If you need to keep track of the "history" of the flight while the balloon is still up there, this screen might be useful.

If you do not use a Grid (like EOSS) then those values will be blank. You might enter your launch site as the Grid Reference point (setup screen) and give it an X/Y coordinate of 0,0. Then the program will produce X,Y coordinates that indicate how far east and north of your launch site you are. Negative numbers indicate a location either South or West.

I would recommend that you include the GPRMC string data if you are flying an APRS system that transmits either both NMEA strings or the "EOSS approved" APRS formatted string. That way you'll have the maximum amount of data available to you during the flight. Even if you omit the RMC data temporarily, during a Live mission the data will still be available in the data file as described above.

If you are using the dual NMEA string data format ($GPGGA/$GPRMC) then, after the flight, you might want to run the captured log file through the packet simulation system (accessed from the Packet Terminal), disable the GPRMC strings and extract a file that contains only GPGGA data. This may plot more smoothly from within Spread Sheet programs. If you do run the captured log through the program in simulation mode you might want to be sure you rename the original "Record_yyyy_mm_dd.csv". Otherwise, your new data extraction will be appended to it.
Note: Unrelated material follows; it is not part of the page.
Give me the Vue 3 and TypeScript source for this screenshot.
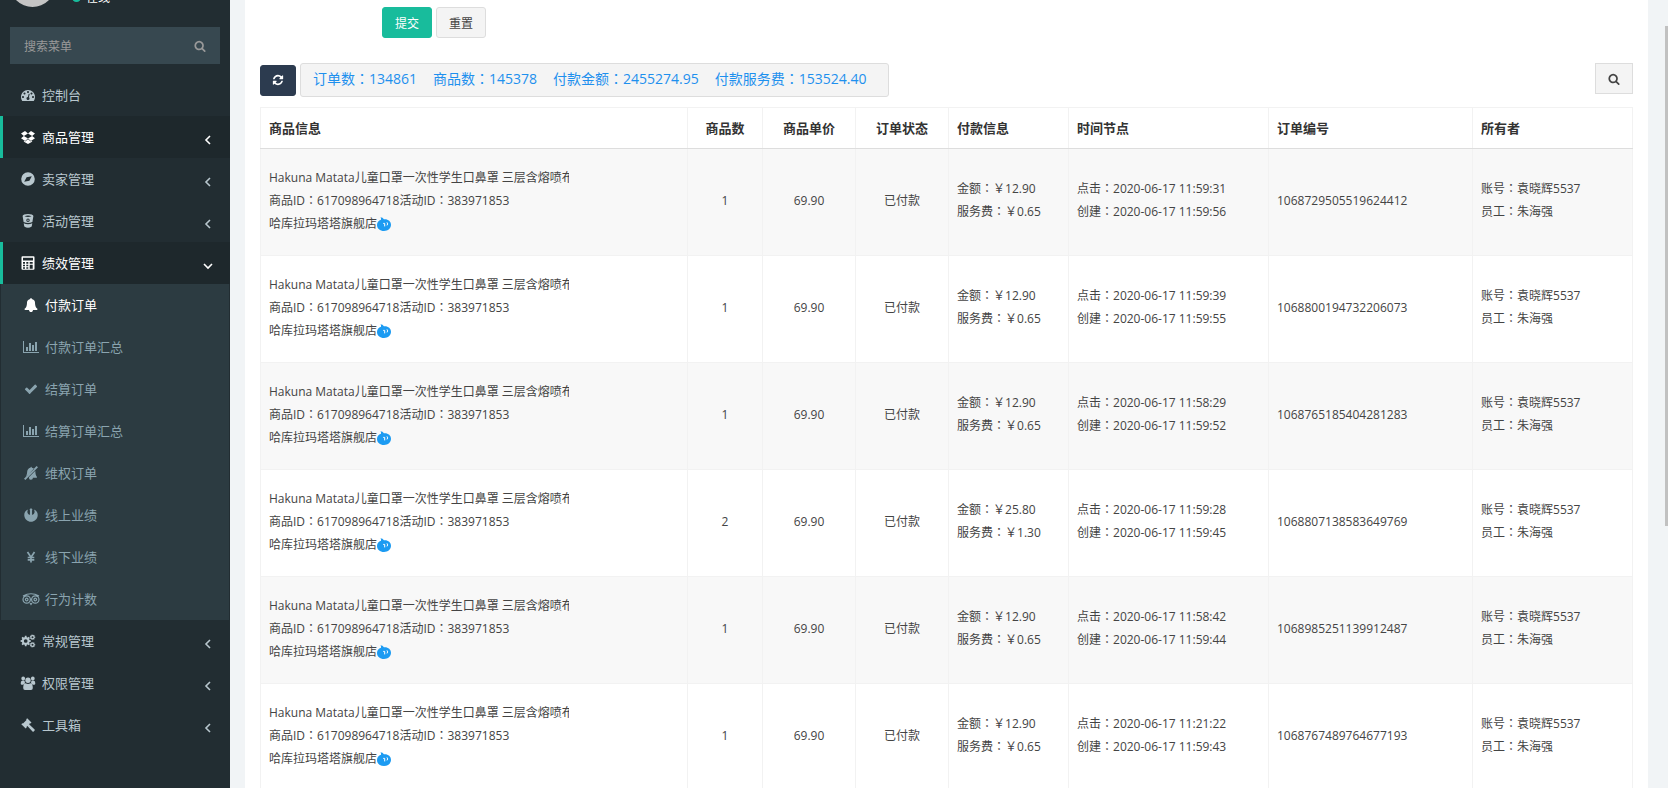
<script setup lang="ts">
import { ref } from 'vue'

interface Icon {
  box: string
  d: string
  line?: number
}

interface MenuItem {
  label: string
  icon: string
  active?: boolean
  arrow?: 'left' | 'down'
  children?: MenuItem[]
}

interface Order {
  count: number
  amount: string
  fee: string
  clicked: string
  created: string
  no: string
}

function circle(cx: number, cy: number, r: number): string {
  return `M${cx - r} ${cy}a${r} ${r} 0 1 0 ${2 * r} 0a${r} ${r} 0 1 0 ${-2 * r} 0z`
}

function gear(cx: number, cy: number, r: number, teeth: number): string {
  const points: string[] = []
  for (let i = 0; i < teeth; i++) {
    const step = (Math.PI * 2) / teeth
    const spots: [number, number][] = [[-0.32, 0.76], [-0.2, 1], [0.2, 1], [0.32, 0.76]]
    for (const [offset, scale] of spots) {
      const a = (i + offset) * step
      points.push(`${(cx + Math.cos(a) * r * scale).toFixed(2)} ${(cy + Math.sin(a) * r * scale).toFixed(2)}`)
    }
  }
  return `M${points.join('L')}z${circle(cx, cy, r * 0.36)}`
}

const icons: Record<string, Icon> = {
  dashboard: {
    box: '0 0 1792 1792',
    d: 'M384 1152q0-53-37.5-90.5T256 1024t-90.5 37.5T128 1152t37.5 90.5T256 1280t90.5-37.5T384 1152zm192-448q0-53-37.5-90.5T448 576t-90.5 37.5T320 704t37.5 90.5T448 832t90.5-37.5T576 704zm428 481l101-382q6-26-7.5-48.5T1059 725t-48 6.5-30 39.5l-101 382q-60 5-107 43.5t-63 98.5q-20 77 20 146t117 89 146-20 89-117q16-60-6-117t-72-91zm660-33q0-53-37.5-90.5T1536 1024t-90.5 37.5-37.5 90.5 37.5 90.5 90.5 37.5 90.5-37.5 37.5-90.5zm-640-640q0-53-37.5-90.5T896 384t-90.5 37.5T768 512t37.5 90.5T896 640t90.5-37.5T1024 512zm448 192q0-53-37.5-90.5T1344 576t-90.5 37.5T1216 704t37.5 90.5T1344 832t90.5-37.5T1472 704zm320 448q0 261-141 483-19 29-54 29H195q-35 0-54-29Q0 1414 0 1152q0-182 71-348t191-286 286-191 348-71 348 71 286 191 191 286 71 348z'
  },
  search: {
    box: '0 0 1792 1792',
    d: 'M1216 832q0-185-131.5-316.5T768 384 451.5 515.5 320 832t131.5 316.5T768 1280t316.5-131.5T1216 832zm512 832q0 52-38 90t-90 38q-54 0-90-38l-343-342q-179 124-399 124-143 0-273.5-55.5t-225-150-150-225T64 832t55.5-273.5 150-225 225-150T768 128t273.5 55.5 225 150 150 225T1472 832q0 220-124 399l343 343q37 37 37 90z'
  },
  refresh: {
    box: '0 0 1792 1792',
    d: 'M1639 1056q0 5-1 7-64 268-268 434.5T892 1664q-146 0-282.5-55T366 1452l-129 129q-19 19-45 19t-45-19-19-45v-448q0-26 19-45t45-19h448q26 0 45 19t19 45-19 45l-137 137q71 66 161 102t187 36q134 0 250-65t186-179q11-17 53-117 8-23 30-23h192q13 0 22.5 9.5t9.5 22.5zm25-800v448q0 26-19 45t-45 19h-448q-26 0-45-19t-19-45 19-45l138-138Q1097 384 896 384q-134 0-250 65T460 628q-11 17-53 117-8 23-30 23H178q-13 0-22.5-9.5T146 736v-7q65-268 270-434.5T896 128q146 0 284 55.5T1425 340l130-129q19-19 45-19t45 19 19 45z'
  },
  bell: {
    box: '0 0 1792 1792',
    d: 'M1728 1408q0 52-38 90t-90 38h-448q0 106-75 181t-181 75-181-75-75-181H192q-52 0-90-38t-38-90q50-42 91-88t85-119.5 74.5-158.5 50-206T384 576q0-152 117-282.5T808 135q-8-19-8-39 0-40 28-68t68-28 68 28 28 68q0 20-8 39 190 28 307 158.5T1408 576q0 139 19.5 260t50 206 74.5 158.5 85 119.5 91 88z'
  },
  chart: {
    box: '0 0 2048 1792',
    d: 'M640 896v512H384V896h256zm384-512v1024H768V384h256zm1024 1152v128H0V128h128v1408h1920zm-640-896v768h-256V640h256zm384-384v1152h-256V256h256z'
  },
  check: {
    box: '0 0 1792 1792',
    d: 'M1671 566q0 40-28 68l-724 724-136 136q-28 28-68 28t-68-28l-136-136-362-362q-28-28-28-68t28-68l136-136q28-28 68-28t68 28l294 295 656-657q28-28 68-28t68 28l136 136q28 28 28 68z'
  },
  boxes: {
    box: '0 0 14 14',
    d: 'M4 1L7 3.4 2.9 5.9 0 3.6zM10 1l4 2.6-2.9 2.3L7 3.4zM0 8.2l2.9-2.3L7 8.4l-2.9 2.5zM14 8.2l-2.9-2.3L7 8.4l2.9 2.5zM2.9 10.7l1.2.8L7 9.2l2.9 2.3 1.2-.8v1L7 14l-4.1-2.3z'
  },
  compass: {
    box: '0 0 14 14',
    d: circle(7, 7, 6.8) + 'M3.2 9.8L5.6 5.3 10.8 4.2 8.4 8.7z'
  },
  bucket: {
    box: '0 0 14 14',
    d: 'M1.6 2C1.6.8 4 0 7 0s5.4.8 5.4 2l-1 6q-4.4 2.2-8.800 0zM3.4 2.2q3.600 1.500 7.200 0q-3.600-1.500-7.200 0z' + circle(7, 6.2, 1.7) + circle(7, 6.2, 0.8) + 'M2.7 9.300q4.300 2.100 8.600 0l-.6 3.200Q7 15.200 3.300 12.500z'
  },
  calculator: {
    box: '0 0 14 14',
    d: 'M1.5.2h11q1 0 1 1v11.6q0 1-1 1h-11q-1 0-1-1V1.2q0-1 1-1zM2 1.7v2.800h10V1.7zM2 6v1.700h2V6zM5.3 6v1.700h2V6zM8.7 6v1.700h3V6zM2 8.8v1.400h2V8.8zM5.3 8.8v1.400h2V8.8zM2 11.3v1.400h2v-1.400zM5.3 11.3v1.400h2v-1.400zM8.7 8.8v3.900h3V8.8z'
  },
  mute: {
    box: '0 0 14 14',
    d: 'M12.6 0L14 1.2 1.4 14 0 12.8zM1.6 10.7C3 9.2 3 7 3.3 4.8 3.7 3 5 2 6.5 1.7Q6.6.8 7.2.8t.6.9Q9.5 2 10.3 3zM11.3 4.7C11.4 7.8 11.8 9.4 13 10.9q0 .9-.9.9H9Q8.8 13.7 7 13.7q-1.7 0-2-1.5l-.1-.9z'
  },
  rebel: {
    box: '0 0 14 14',
    d: 'M7 0l1.9 2.2-.9-.1.1 4.700C10 6.300 11.600 4.300 9.900 1.400 12.800 2.600 14 5 13.7 7.700 13.200 11.300 10.400 13.700 7 13.700S.8 11.300.3 7.700C0 5 1.200 2.600 4.100 1.400 2.400 4.300 4 6.300 5.900 6.800L6 2.100l-.9.1z'
  },
  yen: {
    box: '0 0 14 14',
    d: 'M3.5 2L7 7.3 10.5 2M7 7v5.5M3.7 7.5h6.6M3.7 9.8h6.6',
    line: 1.7
  },
  owl: {
    box: '0 0 18 14',
    d: 'M1 4Q9-.5 17 4M8 11l1 1.5 1-1.5' + circle(4.7, 7.5, 3.7) + circle(13.3, 7.5, 3.7) + circle(4.7, 7.5, 1.3) + circle(13.3, 7.5, 1.3),
    line: 1.2
  },
  gears: {
    box: '0 0 15 14',
    d: gear(5.2, 7, 5.2, 8) + gear(12, 3.2, 2.8, 7) + gear(12, 10.8, 2.8, 7)
  },
  group: {
    box: '0 0 15 14',
    d: circle(2.7, 2.5, 1.9) + circle(12.3, 2.5, 1.9) + circle(7.5, 4.2, 2.7) + 'M.2 7.5Q.2 4.8 1.5 4.8h2.6q0 1.8 1 2.9-2 0-2.5 1H1.4Q.2 8.7.2 7.5zM14.8 7.5q0-2.7-1.3-2.7h-2.6q0 1.8-1 2.9 2 0 2.5 1h1.2q1.2 0 1.2-1.2zM5 7.3q2.5 1.5 5 0 2.3 0 2.3 4.7 0 1.9-1.8 1.9h-6Q2.7 13.9 2.7 12 2.7 7.3 5 7.3z'
  },
  gavel: {
    box: '0 0 14 14',
    d: 'M6.2.3L10.5 4.6 9.5 5.6 8.9 5.3 8.1 6.2l5.5 5.2q.5.6 0 1.2l-.9.9q-.6.5-1.2 0L6.4 8 5.4 8.9l.3.6-1 1L.3 6.2l1-1 .7.3L5.5 2 5.2 1.3z'
  },
  left: { box: '0 0 14 14', d: 'M9 3L5 7l4 4', line: 1.6 },
  down: { box: '0 0 14 14', d: 'M3 5l4 4 4-4', line: 1.6 }
}

const menu: MenuItem[] = [
  { label: '控制台', icon: 'dashboard' },
  { label: '商品管理', icon: 'boxes', arrow: 'left', active: true },
  { label: '卖家管理', icon: 'compass', arrow: 'left' },
  { label: '活动管理', icon: 'bucket', arrow: 'left' },
  {
    label: '绩效管理',
    icon: 'calculator',
    arrow: 'down',
    active: true,
    children: [
      { label: '付款订单', icon: 'bell', active: true },
      { label: '付款订单汇总', icon: 'chart' },
      { label: '结算订单', icon: 'check' },
      { label: '结算订单汇总', icon: 'chart' },
      { label: '维权订单', icon: 'mute' },
      { label: '线上业绩', icon: 'rebel' },
      { label: '线下业绩', icon: 'yen' },
      { label: '行为计数', icon: 'owl' }
    ]
  },
  { label: '常规管理', icon: 'gears', arrow: 'left' },
  { label: '权限管理', icon: 'group', arrow: 'left' },
  { label: '工具箱', icon: 'gavel', arrow: 'left' }
]

const totals = [
  { label: '订单数', value: '134861' },
  { label: '商品数', value: '145378' },
  { label: '付款金额', value: '2455274.95' },
  { label: '付款服务费', value: '153524.40' }
]

const orders: Order[] = [
  { count: 1, amount: '12.90', fee: '0.65', clicked: '11:59:31', created: '11:59:56', no: '1068729505519624412' },
  { count: 1, amount: '12.90', fee: '0.65', clicked: '11:59:39', created: '11:59:55', no: '1068800194732206073' },
  { count: 1, amount: '12.90', fee: '0.65', clicked: '11:58:29', created: '11:59:52', no: '1068765185404281283' },
  { count: 2, amount: '25.80', fee: '1.30', clicked: '11:59:28', created: '11:59:45', no: '1068807138583649769' },
  { count: 1, amount: '12.90', fee: '0.65', clicked: '11:58:42', created: '11:59:44', no: '1068985251139912487' },
  { count: 1, amount: '12.90', fee: '0.65', clicked: '11:21:22', created: '11:59:43', no: '1068767489764677193' }
]

const keyword = ref('')
</script>

<template>
  <div class="app">
    <aside class="sidebar">
      <div class="user">
        <span class="avatar"></span>
        <span class="status"><i class="dot"></i>在线</span>
      </div>
      <form class="menu-search" @submit.prevent>
        <input v-model="keyword" type="text" placeholder="搜索菜单" aria-label="搜索菜单" />
        <button type="submit" aria-label="搜索">
          <svg class="icon small" :viewBox="icons.search.box"><path :d="icons.search.d" /></svg>
        </button>
      </form>
      <nav>
        <ul class="menu">
          <li v-for="item in menu" :key="item.label">
            <a href="#" class="item" :class="{ active: item.active }">
              <svg class="icon" :viewBox="icons[item.icon].box"><path :d="icons[item.icon].d" /></svg>
              <span class="label">{{ item.label }}</span>
              <svg v-if="item.arrow" class="icon arrow line" :viewBox="icons[item.arrow].box" :stroke-width="icons[item.arrow].line">
                <path :d="icons[item.arrow].d" />
              </svg>
            </a>
            <ul v-if="item.children" class="submenu">
              <li v-for="child in item.children" :key="child.label">
                <a href="#" class="subitem" :class="{ active: child.active }">
                  <svg class="icon" :class="{ line: icons[child.icon].line }" :viewBox="icons[child.icon].box" :stroke-width="icons[child.icon].line">
                    <path :d="icons[child.icon].d" />
                  </svg>
                  <span class="label">{{ child.label }}</span>
                </a>
              </li>
            </ul>
          </li>
        </ul>
      </nav>
    </aside>

    <main class="content">
      <section class="panel">
        <div class="form-actions">
          <button type="submit" class="btn primary">提交</button>
          <button type="reset" class="btn">重置</button>
        </div>

        <div class="toolbar">
          <button type="button" class="btn dark" aria-label="刷新">
            <svg class="icon small" :viewBox="icons.refresh.box"><path :d="icons.refresh.d" /></svg>
          </button>
          <div class="totals">
            <span v-for="t in totals" :key="t.label">{{ t.label }}<span class="colon">：</span>{{ t.value }}</span>
          </div>
          <button type="button" class="btn find" aria-label="搜索">
            <svg class="icon small" :viewBox="icons.search.box"><path :d="icons.search.d" /></svg>
          </button>
        </div>

        <table class="orders">
          <colgroup>
            <col />
            <col class="w-count" />
            <col class="w-price" />
            <col class="w-price" />
            <col class="w-pay" />
            <col class="w-time" />
            <col class="w-no" />
            <col class="w-owner" />
          </colgroup>
          <thead>
            <tr>
              <th>商品信息</th>
              <th class="center">商品数</th>
              <th class="center">商品单价</th>
              <th class="center">订单状态</th>
              <th>付款信息</th>
              <th>时间节点</th>
              <th>订单编号</th>
              <th>所有者</th>
            </tr>
          </thead>
          <tbody>
            <tr v-for="o in orders" :key="o.no">
              <td>
                <div class="name">Hakuna Matata儿童口罩一次性学生口鼻罩 三层含熔喷布</div>
                <div>商品ID<span class="colon">：</span>617098964718活动ID<span class="colon">：</span>383971853</div>
                <div class="shop">
                  哈库拉玛塔塔旗舰店
                  <svg class="chat" viewBox="0 0 14 14">
                    <path class="drop" d="M3.5.3Q5.800.3 6.900 2.200C11 1.800 14 4.200 14 7.800S11 14 7 14 0 11.500 0 8C0 5.500 1.500 3.600 4 2.800Q4.300 1.500 3.500.3z" />
                    <path class="eyes" d="M6.2 6.400h1.500v3M10 5.400q1.300 1.500 0 3" />
                  </svg>
                </div>
              </td>
              <td class="center">{{ o.count }}</td>
              <td class="center">69.90</td>
              <td class="center">已付款</td>
              <td>
                <div>金额<span class="colon">：</span>￥{{ o.amount }}</div>
                <div>服务费<span class="colon">：</span>￥{{ o.fee }}</div>
              </td>
              <td>
                <div>点击<span class="colon">：</span>2020-06-17 {{ o.clicked }}</div>
                <div>创建<span class="colon">：</span>2020-06-17 {{ o.created }}</div>
              </td>
              <td>{{ o.no }}</td>
              <td>
                <div>账号<span class="colon">：</span>袁晓辉5537</div>
                <div>员工<span class="colon">：</span>朱海强</div>
              </td>
            </tr>
          </tbody>
        </table>
      </section>
      <div class="scroll-thumb"></div>
    </main>
  </div>
</template>

<style>
body {
  margin: 0;
}
</style>

<style scoped>
.app {
  display: flex;
  height: 100vh;
  overflow: hidden;
  background: #f1f4f6;
  color: #444;
  font-family: "Open Sans", "Noto Sans CJK SC", sans-serif;
  font-size: 12px;
}

.app *,
.app {
  box-sizing: border-box;
}

button,
input {
  font: inherit;
  margin: 0;
}

ul {
  margin: 0;
  padding: 0;
  list-style: none;
}

.icon {
  height: 14px;
  flex: none;
  fill: currentColor;
  fill-rule: evenodd;
}

.icon.small {
  width: 12px;
  height: 12px;
}

.icon.line {
  fill: none;
  stroke: currentColor;
}

.colon {
  font-family: "Noto Sans CJK TC", sans-serif;
  line-height: 1;
}

.sidebar {
  flex: none;
  width: 230px;
  background: #222d32;
}

.user {
  display: flex;
  align-items: flex-end;
  gap: 17px;
  height: 27px;
  padding: 0 10px 20px;
  overflow: hidden;
}

.avatar {
  flex: none;
  width: 45px;
  height: 45px;
  border-radius: 50%;
  background: #c4c4c4;
}

.status {
  display: flex;
  align-items: center;
  gap: 5px;
  padding-bottom: 1px;
  line-height: 16px;
  color: #fff;
}

.dot {
  width: 9px;
  height: 9px;
  margin-bottom: 2px;
  border-radius: 50%;
  background: #18bc9c;
}

.menu-search {
  display: flex;
  height: 37px;
  margin: 0 10px 10px;
  background: #374850;
}

.menu-search input {
  flex: 1;
  min-width: 0;
  padding: 2px 14px 0;
  border: 0;
  outline: 0;
  background: transparent;
  color: #fff;
}

.menu-search input::placeholder {
  color: #999;
}

.menu-search button {
  display: flex;
  align-items: center;
  justify-content: center;
  width: 40px;
  padding: 0;
  border: 0;
  background: transparent;
  color: #999;
}

.item,
.subitem {
  display: flex;
  align-items: center;
  height: 42px;
  font-size: 13px;
  text-decoration: none;
}

.label {
  padding-bottom: 2px;
}

.item {
  gap: 6px;
  padding: 0 15px 0 17px;
  border-left: 3px solid transparent;
  color: #b8c7ce;
}

.item .icon {
  width: 16px;
}

.item.active {
  background: #1e282c;
  border-left-color: #18bc9c;
  color: #fff;
}

.item .arrow {
  width: 14px;
  margin: 5px 0 0 auto;
}

.submenu {
  margin: 0 1px;
  background: #2c3b41;
}

.subitem {
  gap: 5px;
  padding-left: 21px;
  color: #8aa4af;
}

.subitem .icon {
  width: 18px;
}

.subitem.active {
  color: #fff;
}

.content {
  position: relative;
  flex: 1;
  min-width: 0;
  padding: 0 20px 0 15px;
}

.panel {
  min-height: 100vh;
  padding: 7px 15px 0;
  background: #fff;
}

.form-actions {
  display: flex;
  gap: 4px;
  margin: 0 0 25px 122px;
}

.btn {
  display: flex;
  align-items: center;
  justify-content: center;
  height: 31px;
  padding: 0 12px;
  border: 1px solid #ddd;
  border-radius: 3px;
  background: #f4f4f4;
  color: #444;
}

.btn.primary {
  border-color: #18bc9c;
  background: #18bc9c;
  color: #fff;
}

.btn.dark {
  padding: 0 11px;
  border-color: #2c3b4f;
  background: #2c3b4f;
  color: #fff;
}

.toolbar {
  display: flex;
  align-items: center;
  gap: 4px;
  margin-bottom: 10px;
}

.totals {
  display: flex;
  gap: 16px;
  height: 34px;
  padding: 0 21px 0 12px;
  border: 1px solid #ddd;
  border-radius: 3px;
  background: #f4f4f4;
  color: #1e90ee;
  font-size: 14px;
  line-height: 30px;
  white-space: nowrap;
}

.find {
  align-self: flex-start;
  margin-left: auto;
  border-radius: 0;
}

.orders {
  width: 100%;
  border-collapse: collapse;
  table-layout: fixed;
  line-height: 23px;
}

.w-count {
  width: 75px;
}

.w-price {
  width: 93px;
}

.w-pay {
  width: 120px;
}

.w-time {
  width: 200px;
}

.w-no {
  width: 204px;
}

.w-owner {
  width: 160px;
}

th,
td {
  border: 1px solid #f2f2f2;
  text-align: left;
  white-space: nowrap;
}

th {
  height: 41px;
  padding: 0 8px;
  border-bottom-color: #ddd;
  color: #333;
  font-size: 13px;
  font-weight: 700;
}

td {
  height: 107px;
  padding: 16px 8px 20px;
}

.center {
  text-align: center;
}

tbody tr:nth-child(odd) {
  background: #f8f8f8;
}

.name {
  width: 300px;
  overflow: hidden;
}

.shop {
  display: flex;
  align-items: center;
}

.chat {
  width: 14px;
  height: 14px;
  margin-top: 2px;
}

.drop {
  fill: #1c9bf2;
}

.eyes {
  fill: none;
  stroke: #fff;
}

.scroll-thumb {
  position: absolute;
  top: 26px;
  right: 0;
  width: 3px;
  height: 500px;
  background: #c1c1c1;
}
</style>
One little word of warning. In order to ensure that the data is displayed in descending chronological order, the data is sorted prior to display. The field sorted is SYSTEM TIME, not GPS time. So, the warning, if you run the simulation rate up to a speed greater than one record per second, the display may become jumbled as the program will see two or more records "received" at the same time and have no intelligent way to determine which record comes first. This has NO effect whatsoever on the source data file. So, if you are just trying to create a CSV data file, run the speed up to whatever you wish. Even thought the display may be a bit confused, the data file will be just fine.